* begin Data excerpt *

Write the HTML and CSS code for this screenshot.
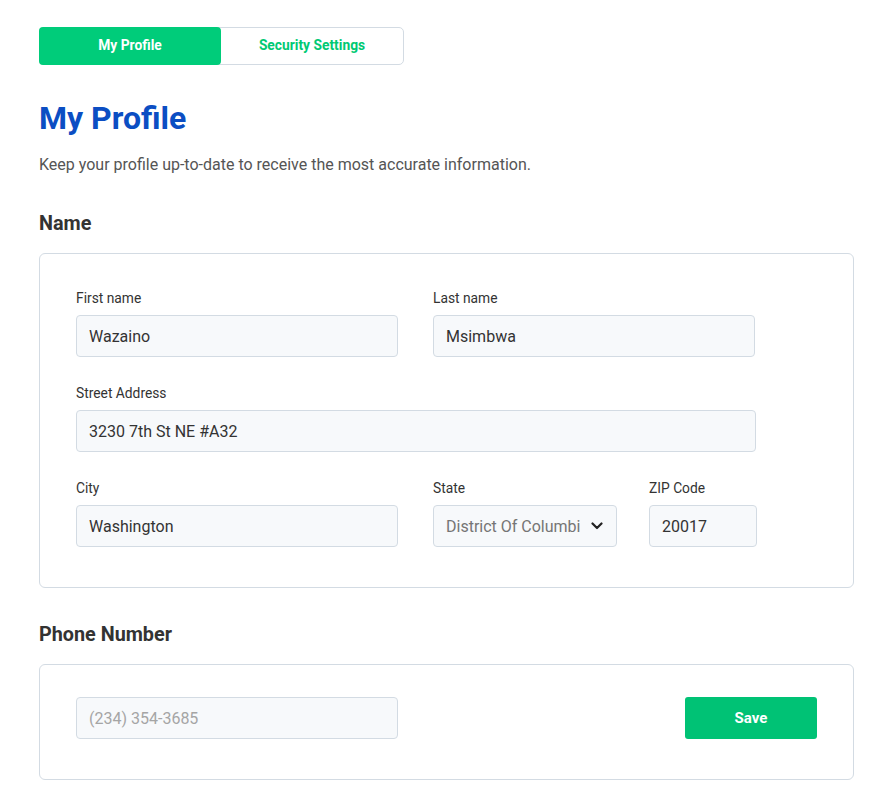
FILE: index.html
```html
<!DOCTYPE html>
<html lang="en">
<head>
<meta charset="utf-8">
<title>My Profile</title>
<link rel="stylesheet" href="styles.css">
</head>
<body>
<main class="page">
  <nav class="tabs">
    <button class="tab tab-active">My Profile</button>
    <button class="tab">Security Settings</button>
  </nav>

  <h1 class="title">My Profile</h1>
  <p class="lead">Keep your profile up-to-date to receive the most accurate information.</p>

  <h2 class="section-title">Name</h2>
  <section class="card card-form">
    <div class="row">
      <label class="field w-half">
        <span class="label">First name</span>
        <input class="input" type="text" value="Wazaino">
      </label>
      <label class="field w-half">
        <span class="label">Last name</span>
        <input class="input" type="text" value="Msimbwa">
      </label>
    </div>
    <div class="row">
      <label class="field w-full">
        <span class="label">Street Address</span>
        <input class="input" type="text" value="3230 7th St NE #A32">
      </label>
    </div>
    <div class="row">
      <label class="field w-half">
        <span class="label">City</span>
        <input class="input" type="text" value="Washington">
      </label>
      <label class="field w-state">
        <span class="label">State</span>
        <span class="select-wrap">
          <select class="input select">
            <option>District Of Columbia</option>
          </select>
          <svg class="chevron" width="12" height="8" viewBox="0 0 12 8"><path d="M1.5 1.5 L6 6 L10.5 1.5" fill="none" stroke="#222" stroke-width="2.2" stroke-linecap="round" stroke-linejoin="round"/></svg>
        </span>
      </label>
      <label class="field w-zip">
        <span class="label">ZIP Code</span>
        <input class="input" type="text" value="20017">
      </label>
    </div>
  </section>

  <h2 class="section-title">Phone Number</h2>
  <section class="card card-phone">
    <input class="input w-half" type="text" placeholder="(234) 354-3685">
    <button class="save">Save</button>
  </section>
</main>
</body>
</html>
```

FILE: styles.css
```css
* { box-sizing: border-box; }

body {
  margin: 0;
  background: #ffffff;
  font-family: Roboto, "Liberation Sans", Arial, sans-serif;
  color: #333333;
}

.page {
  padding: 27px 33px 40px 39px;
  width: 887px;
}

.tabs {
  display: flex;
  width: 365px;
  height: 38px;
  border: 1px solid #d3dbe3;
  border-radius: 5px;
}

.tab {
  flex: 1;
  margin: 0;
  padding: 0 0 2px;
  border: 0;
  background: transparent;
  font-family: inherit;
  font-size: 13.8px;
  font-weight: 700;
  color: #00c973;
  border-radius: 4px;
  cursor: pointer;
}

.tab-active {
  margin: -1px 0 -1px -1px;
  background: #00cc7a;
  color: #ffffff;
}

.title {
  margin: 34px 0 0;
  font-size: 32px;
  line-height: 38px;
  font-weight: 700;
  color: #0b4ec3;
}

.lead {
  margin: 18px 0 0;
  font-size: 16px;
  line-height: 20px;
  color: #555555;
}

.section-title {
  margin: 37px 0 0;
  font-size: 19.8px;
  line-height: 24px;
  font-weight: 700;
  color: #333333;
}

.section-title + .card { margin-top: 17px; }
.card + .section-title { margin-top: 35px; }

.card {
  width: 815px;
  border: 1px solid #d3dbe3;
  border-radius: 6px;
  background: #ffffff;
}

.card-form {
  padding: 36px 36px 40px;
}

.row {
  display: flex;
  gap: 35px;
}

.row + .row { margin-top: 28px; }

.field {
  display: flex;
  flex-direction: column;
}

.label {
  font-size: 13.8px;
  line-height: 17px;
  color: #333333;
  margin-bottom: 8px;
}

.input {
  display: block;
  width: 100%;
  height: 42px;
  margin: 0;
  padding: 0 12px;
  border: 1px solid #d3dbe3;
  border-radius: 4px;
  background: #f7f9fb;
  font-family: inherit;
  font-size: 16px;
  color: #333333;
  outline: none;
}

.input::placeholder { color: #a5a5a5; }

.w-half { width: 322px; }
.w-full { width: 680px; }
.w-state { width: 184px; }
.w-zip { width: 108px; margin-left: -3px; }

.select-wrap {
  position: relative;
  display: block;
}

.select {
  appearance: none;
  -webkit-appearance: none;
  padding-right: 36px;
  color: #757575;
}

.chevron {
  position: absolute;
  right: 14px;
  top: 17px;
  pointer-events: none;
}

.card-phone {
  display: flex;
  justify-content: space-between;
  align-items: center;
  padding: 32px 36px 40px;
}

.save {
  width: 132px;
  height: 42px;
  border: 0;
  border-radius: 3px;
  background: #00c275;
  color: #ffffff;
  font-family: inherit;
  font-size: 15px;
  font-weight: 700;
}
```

* end Data excerpt *

• **Required work**
Leave out the pictures and reproduce the rest of the listing exactly.

• **Finished answer**
Write the HTML and CSS code for this screenshot.
FILE: index.html
```html
<!DOCTYPE html>
<html lang="en">
<head>
<meta charset="utf-8">
<title>My Profile</title>
<link rel="stylesheet" href="styles.css">
</head>
<body>
<main class="page">
  <nav class="tabs">
    <button class="tab tab-active">My Profile</button>
    <button class="tab">Security Settings</button>
  </nav>

  <h1 class="title">My Profile</h1>
  <p class="lead">Keep your profile up-to-date to receive the most accurate information.</p>

  <h2 class="section-title">Name</h2>
  <section class="card card-form">
    <div class="row">
      <label class="field w-half">
        <span class="label">First name</span>
        <input class="input" type="text" value="Wazaino">
      </label>
      <label class="field w-half">
        <span class="label">Last name</span>
        <input class="input" type="text" value="Msimbwa">
      </label>
    </div>
    <div class="row">
      <label class="field w-full">
        <span class="label">Street Address</span>
        <input class="input" type="text" value="3230 7th St NE #A32">
      </label>
    </div>
    <div class="row">
      <label class="field w-half">
        <span class="label">City</span>
        <input class="input" type="text" value="Washington">
      </label>
      <label class="field w-state">
        <span class="label">State</span>
        <span class="select-wrap">
          <select class="input select">
            <option>District Of Columbia</option>
          </select>
          <svg class="chevron" width="12" height="8" viewBox="0 0 12 8"><path d="M1.5 1.5 L6 6 L10.5 1.5" fill="none" stroke="#222" stroke-width="2.2" stroke-linecap="round" stroke-linejoin="round"/></svg>
        </span>
      </label>
      <label class="field w-zip">
        <span class="label">ZIP Code</span>
        <input class="input" type="text" value="20017">
      </label>
    </div>
  </section>

  <h2 class="section-title">Phone Number</h2>
  <section class="card card-phone">
    <input class="input w-half" type="text" placeholder="(234) 354-3685">
    <button class="save">Save</button>
  </section>
</main>
</body>
</html>
```

FILE: styles.css
```css
* { box-sizing: border-box; }

body {
  margin: 0;
  background: #ffffff;
  font-family: Roboto, "Liberation Sans", Arial, sans-serif;
  color: #333333;
}

.page {
  padding: 27px 33px 40px 39px;
  width: 887px;
}

.tabs {
  display: flex;
  width: 365px;
  height: 38px;
  border: 1px solid #d3dbe3;
  border-radius: 5px;
}

.tab {
  flex: 1;
  margin: 0;
  padding: 0 0 2px;
  border: 0;
  background: transparent;
  font-family: inherit;
  font-size: 13.8px;
  font-weight: 700;
  color: #00c973;
  border-radius: 4px;
  cursor: pointer;
}

.tab-active {
  margin: -1px 0 -1px -1px;
  background: #00cc7a;
  color: #ffffff;
}

.title {
  margin: 34px 0 0;
  font-size: 32px;
  line-height: 38px;
  font-weight: 700;
  color: #0b4ec3;
}

.lead {
  margin: 18px 0 0;
  font-size: 16px;
  line-height: 20px;
  color: #555555;
}

.section-title {
  margin: 37px 0 0;
  font-size: 19.8px;
  line-height: 24px;
  font-weight: 700;
  color: #333333;
}

.section-title + .card { margin-top: 17px; }
.card + .section-title { margin-top: 35px; }

.card {
  width: 815px;
  border: 1px solid #d3dbe3;
  border-radius: 6px;
  background: #ffffff;
}

.card-form {
  padding: 36px 36px 40px;
}

.row {
  display: flex;
  gap: 35px;
}

.row + .row { margin-top: 28px; }

.field {
  display: flex;
  flex-direction: column;
}

.label {
  font-size: 13.8px;
  line-height: 17px;
  color: #333333;
  margin-bottom: 8px;
}

.input {
  display: block;
  width: 100%;
  height: 42px;
  margin: 0;
  padding: 0 12px;
  border: 1px solid #d3dbe3;
  border-radius: 4px;
  background: #f7f9fb;
  font-family: inherit;
  font-size: 16px;
  color: #333333;
  outline: none;
}

.input::placeholder { color: #a5a5a5; }

.w-half { width: 322px; }
.w-full { width: 680px; }
.w-state { width: 184px; }
.w-zip { width: 108px; margin-left: -3px; }

.select-wrap {
  position: relative;
  display: block;
}

.select {
  appearance: none;
  -webkit-appearance: none;
  padding-right: 36px;
  color: #757575;
}

.chevron {
  position: absolute;
  right: 14px;
  top: 17px;
  pointer-events: none;
}

.card-phone {
  display: flex;
  justify-content: space-between;
  align-items: center;
  padding: 32px 36px 40px;
}

.save {
  width: 132px;
  height: 42px;
  border: 0;
  border-radius: 3px;
  background: #00c275;
  color: #ffffff;
  font-family: inherit;
  font-size: 15px;
  font-weight: 700;
}
```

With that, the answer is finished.